- [Supplied material]
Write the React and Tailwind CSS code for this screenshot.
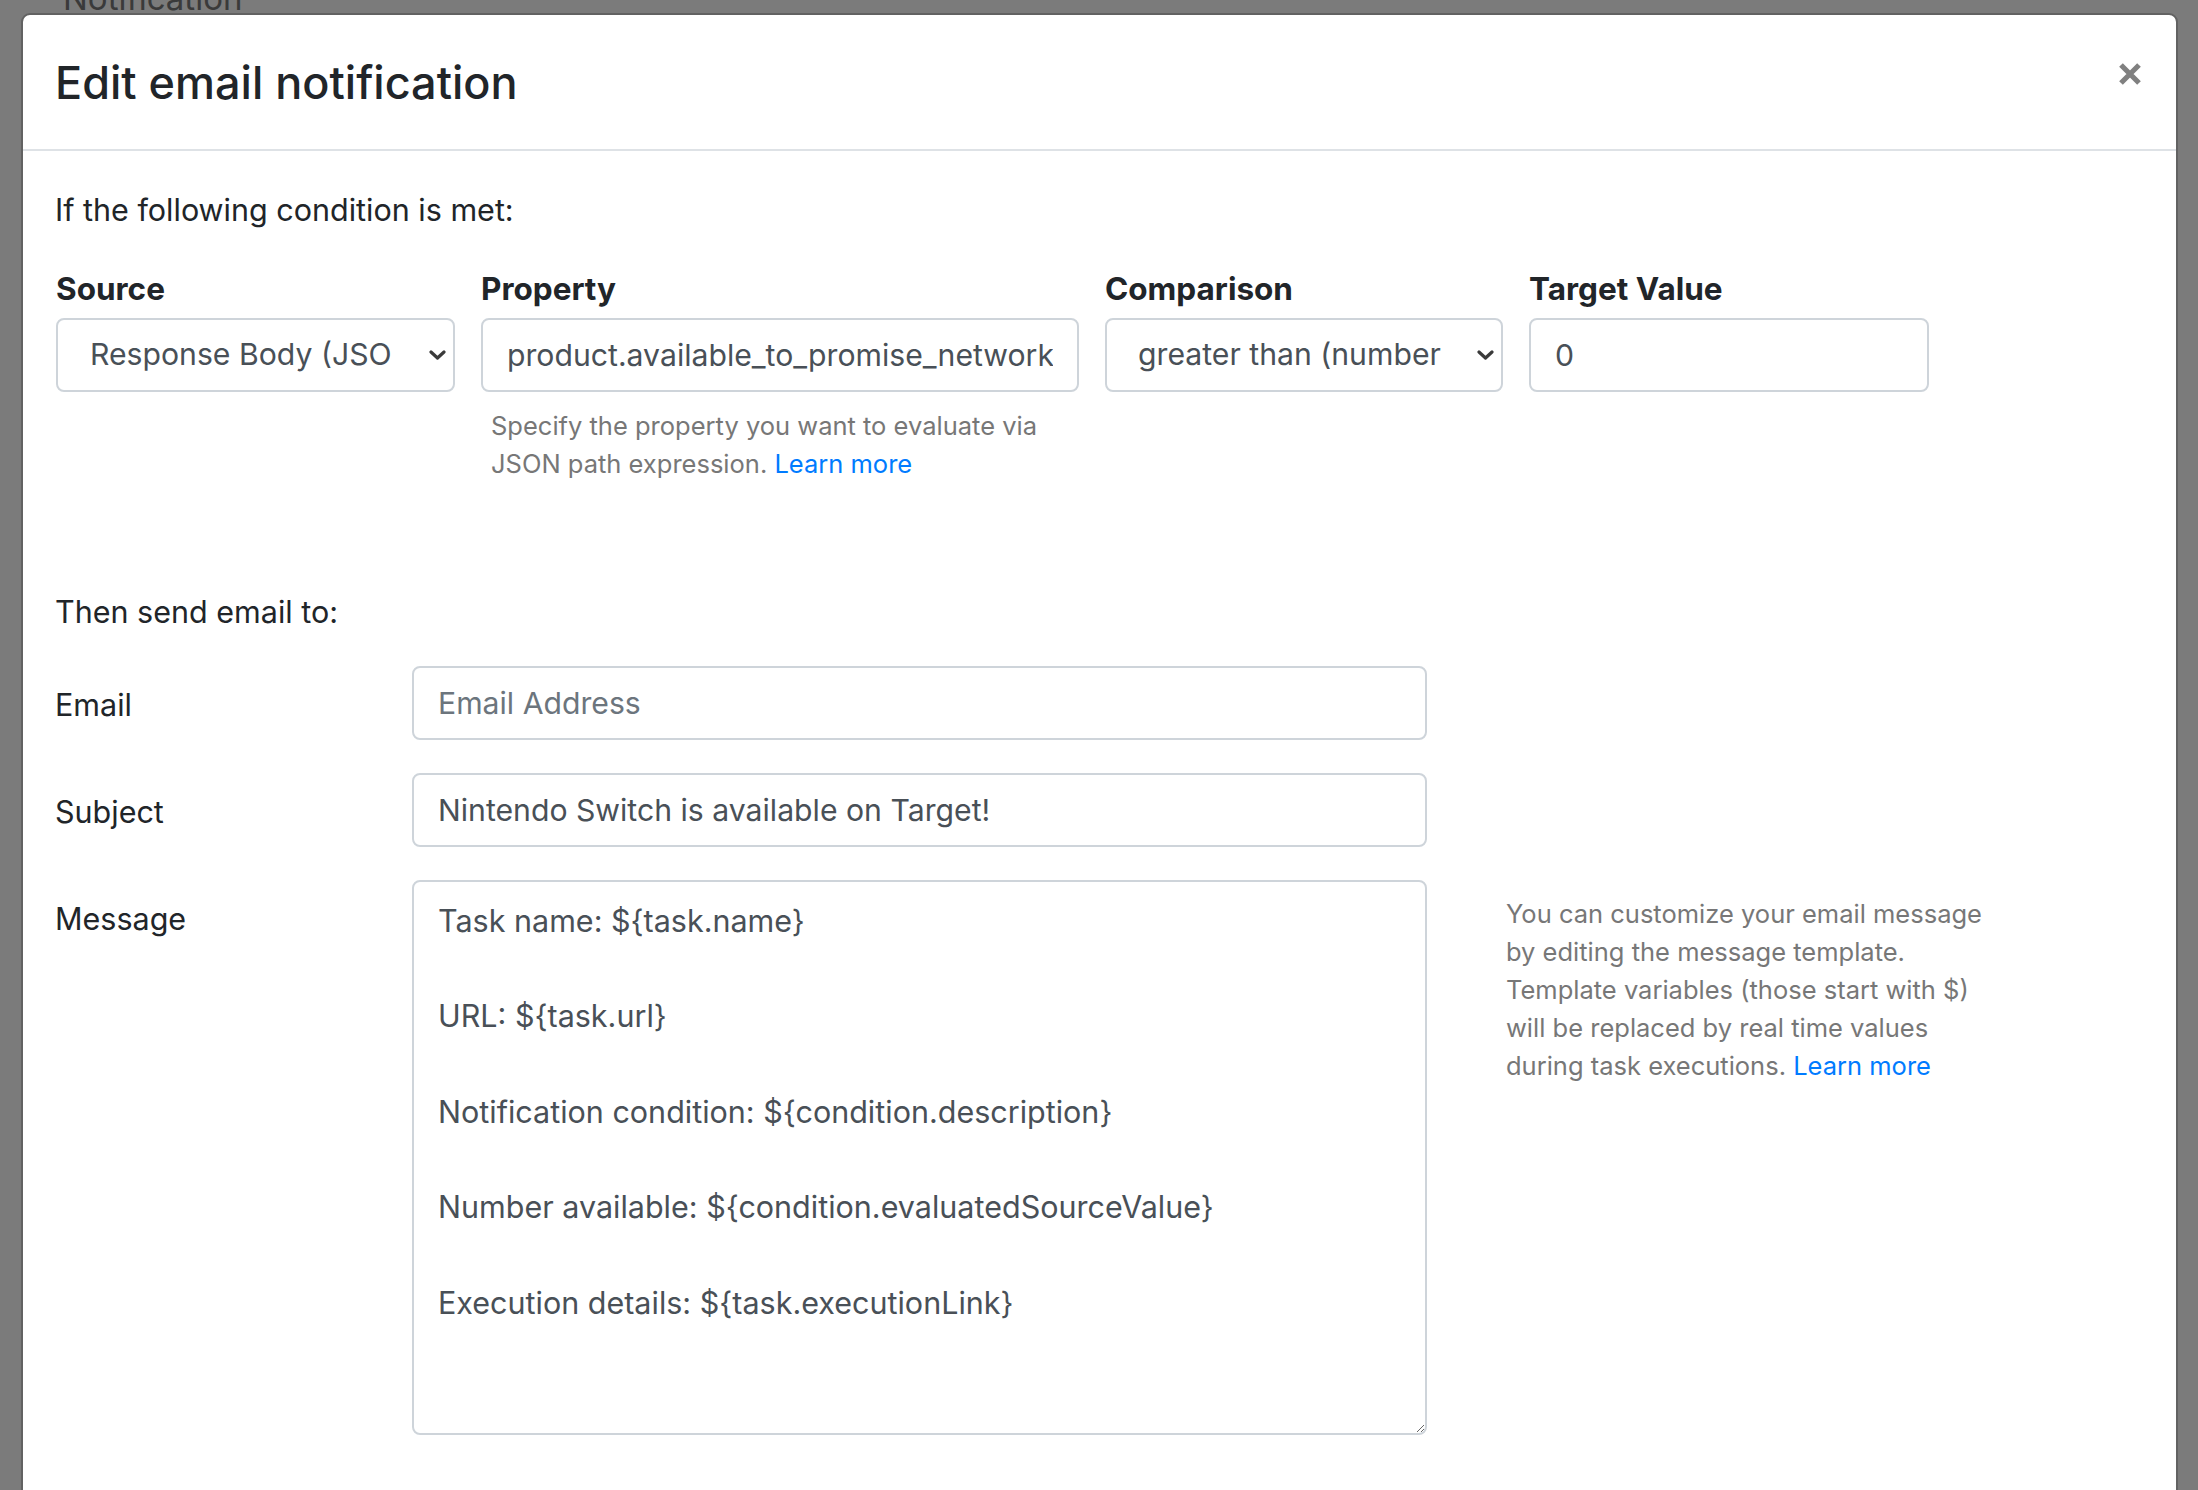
import React from "react";

function Chevron() {
  return (
    <svg width="17" height="10" viewBox="0 0 17 10" className="shrink-0">
      <path d="M2 2 L8.5 8 L15 2" fill="none" stroke="#3a3a3a" strokeWidth="3.2" strokeLinecap="round" strokeLinejoin="round" />
    </svg>
  );
}

function FakeSelect({ text, padLeft }) {
  return (
    <div className={`flex h-[74px] items-center rounded-[8px] border-2 border-[#ced4da] bg-white pr-[7px] ${padLeft}`}>
      <span className="whitespace-nowrap text-[30.2px] text-[#495057]">{text}</span>
      <span className="flex-1" />
      <Chevron />
    </div>
  );
}

export default function App() {
  const message =
    "Task name: ${task.name}\n\nURL: ${task.url}\n\nNotification condition: ${condition.description}\n\nNumber available: ${condition.evaluatedSourceValue}\n\nExecution details: ${task.executionLink}";
  return (
    <div className="h-[1490px] w-[2198px] overflow-hidden bg-[#7b7b7b] font-['Inter',sans-serif]">
      {/* page behind the backdrop */}
      <div className="h-[13px] overflow-hidden pl-[63px]">
        <div className="-mt-[22px] text-[33px] leading-[40px] text-[#3a3a3a]">Notification</div>
      </div>

      {/* modal */}
      <div className="ml-[21px] mr-[20px] h-[1600px] rounded-t-[9px] border-2 border-[#626262] bg-white">
        {/* header */}
        <div className="flex items-start justify-between border-b-2 border-[#dee2e6] px-[32px] pt-[32px] pb-[30px]">
          <h5 className="text-[45px] font-medium leading-[72px] text-[#212529]">Edit email notification</h5>
          <button className="mt-[15px] mr-[2px]" aria-label="Close">
            <svg width="24" height="24" viewBox="0 0 24 24">
              <path d="M3 3 L21 21 M21 3 L3 21" stroke="#808080" strokeWidth="5.2" strokeLinecap="butt" />
            </svg>
          </button>
        </div>

        {/* body */}
        <div className="px-[32px] pt-[35px] text-[#212529]">
          <p className="mb-[31px] text-[30.5px] leading-[48px]">If the following condition is met:</p>

          <div className="ml-[1px] flex items-start gap-[26px]">
            <div className="w-[399px]">
              <div className="mb-[5px] text-[31.5px] font-bold leading-[48px]">Source</div>
              <FakeSelect text="Response Body (JSO" padLeft="pl-[32px]" />
            </div>
            <div className="w-[598px]">
              <div className="mb-[5px] text-[31.5px] font-bold leading-[48px]">Property</div>
              <input
                className="h-[74px] w-full rounded-[8px] border-2 border-[#ced4da] bg-white px-[24px] text-[30.2px] text-[#495057] outline-none"
                defaultValue="product.available_to_promise_network.availability_status"
              />
              <div className="ml-[10px] mt-[15px] text-[25.5px] leading-[38px] text-[#777777]">
                Specify the property you want to evaluate via
                <br />
                JSON path expression. <span className="text-[#007bff]">Learn more</span>
              </div>
            </div>
            <div className="w-[398px]">
              <div className="mb-[5px] text-[31.5px] font-bold leading-[48px]">Comparison</div>
              <FakeSelect text="greater than (number" padLeft="pl-[31px]" />
            </div>
            <div className="w-[400px]">
              <div className="mb-[5px] text-[31.5px] font-bold leading-[48px]">Target Value</div>
              <input
                className="h-[74px] w-full rounded-[8px] border-2 border-[#ced4da] bg-white px-[24px] text-[30.2px] text-[#495057] outline-none"
                defaultValue="0"
              />
            </div>
          </div>

          <p className="mt-[105px] mb-[30px] text-[30.5px] leading-[48px]">Then send email to:</p>

          <div className="mb-[33px] flex items-start">
            <div className="w-[357px] pt-[15px] text-[30.5px] leading-[48px]">Email</div>
            <input
              className="h-[74px] w-[1015px] rounded-[8px] border-2 border-[#ced4da] bg-white px-[24px] text-[30.2px] text-[#495057] outline-none placeholder:text-[#6c757d]"
              placeholder="Email Address"
            />
          </div>

          <div className="mb-[33px] flex items-start">
            <div className="w-[357px] pt-[15px] text-[30.5px] leading-[48px]">Subject</div>
            <input
              className="h-[74px] w-[1015px] rounded-[8px] border-2 border-[#ced4da] bg-white px-[24px] text-[30.2px] text-[#495057] outline-none"
              defaultValue="Nintendo Switch is available on Target!"
            />
          </div>

          <div className="flex items-start">
            <div className="w-[357px] pt-[15px] text-[30.5px] leading-[48px]">Message</div>
            <textarea
              className="h-[555px] w-[1015px] rounded-[8px] border-2 border-[#ced4da] bg-white px-[24px] pt-[15px] text-[30.5px] leading-[47.7px] text-[#495057] outline-none"
              defaultValue={message}
            />
            <div className="ml-[79px] mt-[15px] text-[25.5px] leading-[38px] text-[#777777]">
              You can customize your email message
              <br />
              by editing the message template.
              <br />
              Template variables (those start with $)
              <br />
              will be replaced by real time values
              <br />
              during task executions. <span className="text-[#007bff]">Learn more</span>
            </div>
          </div>
        </div>
      </div>
    </div>
  );
}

- [Problem to work on]
Restate the whole listing above exactly, please, omitting every image.

- [Output]
Write the React and Tailwind CSS code for this screenshot.
import React from "react";

function Chevron() {
  return (
    <svg width="17" height="10" viewBox="0 0 17 10" className="shrink-0">
      <path d="M2 2 L8.5 8 L15 2" fill="none" stroke="#3a3a3a" strokeWidth="3.2" strokeLinecap="round" strokeLinejoin="round" />
    </svg>
  );
}

function FakeSelect({ text, padLeft }) {
  return (
    <div className={`flex h-[74px] items-center rounded-[8px] border-2 border-[#ced4da] bg-white pr-[7px] ${padLeft}`}>
      <span className="whitespace-nowrap text-[30.2px] text-[#495057]">{text}</span>
      <span className="flex-1" />
      <Chevron />
    </div>
  );
}

export default function App() {
  const message =
    "Task name: ${task.name}\n\nURL: ${task.url}\n\nNotification condition: ${condition.description}\n\nNumber available: ${condition.evaluatedSourceValue}\n\nExecution details: ${task.executionLink}";
  return (
    <div className="h-[1490px] w-[2198px] overflow-hidden bg-[#7b7b7b] font-['Inter',sans-serif]">
      {/* page behind the backdrop */}
      <div className="h-[13px] overflow-hidden pl-[63px]">
        <div className="-mt-[22px] text-[33px] leading-[40px] text-[#3a3a3a]">Notification</div>
      </div>

      {/* modal */}
      <div className="ml-[21px] mr-[20px] h-[1600px] rounded-t-[9px] border-2 border-[#626262] bg-white">
        {/* header */}
        <div className="flex items-start justify-between border-b-2 border-[#dee2e6] px-[32px] pt-[32px] pb-[30px]">
          <h5 className="text-[45px] font-medium leading-[72px] text-[#212529]">Edit email notification</h5>
          <button className="mt-[15px] mr-[2px]" aria-label="Close">
            <svg width="24" height="24" viewBox="0 0 24 24">
              <path d="M3 3 L21 21 M21 3 L3 21" stroke="#808080" strokeWidth="5.2" strokeLinecap="butt" />
            </svg>
          </button>
        </div>

        {/* body */}
        <div className="px-[32px] pt-[35px] text-[#212529]">
          <p className="mb-[31px] text-[30.5px] leading-[48px]">If the following condition is met:</p>

          <div className="ml-[1px] flex items-start gap-[26px]">
            <div className="w-[399px]">
              <div className="mb-[5px] text-[31.5px] font-bold leading-[48px]">Source</div>
              <FakeSelect text="Response Body (JSO" padLeft="pl-[32px]" />
            </div>
            <div className="w-[598px]">
              <div className="mb-[5px] text-[31.5px] font-bold leading-[48px]">Property</div>
              <input
                className="h-[74px] w-full rounded-[8px] border-2 border-[#ced4da] bg-white px-[24px] text-[30.2px] text-[#495057] outline-none"
                defaultValue="product.available_to_promise_network.availability_status"
              />
              <div className="ml-[10px] mt-[15px] text-[25.5px] leading-[38px] text-[#777777]">
                Specify the property you want to evaluate via
                <br />
                JSON path expression. <span className="text-[#007bff]">Learn more</span>
              </div>
            </div>
            <div className="w-[398px]">
              <div className="mb-[5px] text-[31.5px] font-bold leading-[48px]">Comparison</div>
              <FakeSelect text="greater than (number" padLeft="pl-[31px]" />
            </div>
            <div className="w-[400px]">
              <div className="mb-[5px] text-[31.5px] font-bold leading-[48px]">Target Value</div>
              <input
                className="h-[74px] w-full rounded-[8px] border-2 border-[#ced4da] bg-white px-[24px] text-[30.2px] text-[#495057] outline-none"
                defaultValue="0"
              />
            </div>
          </div>

          <p className="mt-[105px] mb-[30px] text-[30.5px] leading-[48px]">Then send email to:</p>

          <div className="mb-[33px] flex items-start">
            <div className="w-[357px] pt-[15px] text-[30.5px] leading-[48px]">Email</div>
            <input
              className="h-[74px] w-[1015px] rounded-[8px] border-2 border-[#ced4da] bg-white px-[24px] text-[30.2px] text-[#495057] outline-none placeholder:text-[#6c757d]"
              placeholder="Email Address"
            />
          </div>

          <div className="mb-[33px] flex items-start">
            <div className="w-[357px] pt-[15px] text-[30.5px] leading-[48px]">Subject</div>
            <input
              className="h-[74px] w-[1015px] rounded-[8px] border-2 border-[#ced4da] bg-white px-[24px] text-[30.2px] text-[#495057] outline-none"
              defaultValue="Nintendo Switch is available on Target!"
            />
          </div>

          <div className="flex items-start">
            <div className="w-[357px] pt-[15px] text-[30.5px] leading-[48px]">Message</div>
            <textarea
              className="h-[555px] w-[1015px] rounded-[8px] border-2 border-[#ced4da] bg-white px-[24px] pt-[15px] text-[30.5px] leading-[47.7px] text-[#495057] outline-none"
              defaultValue={message}
            />
            <div className="ml-[79px] mt-[15px] text-[25.5px] leading-[38px] text-[#777777]">
              You can customize your email message
              <br />
              by editing the message template.
              <br />
              Template variables (those start with $)
              <br />
              will be replaced by real time values
              <br />
              during task executions. <span className="text-[#007bff]">Learn more</span>
            </div>
          </div>
        </div>
      </div>
    </div>
  );
}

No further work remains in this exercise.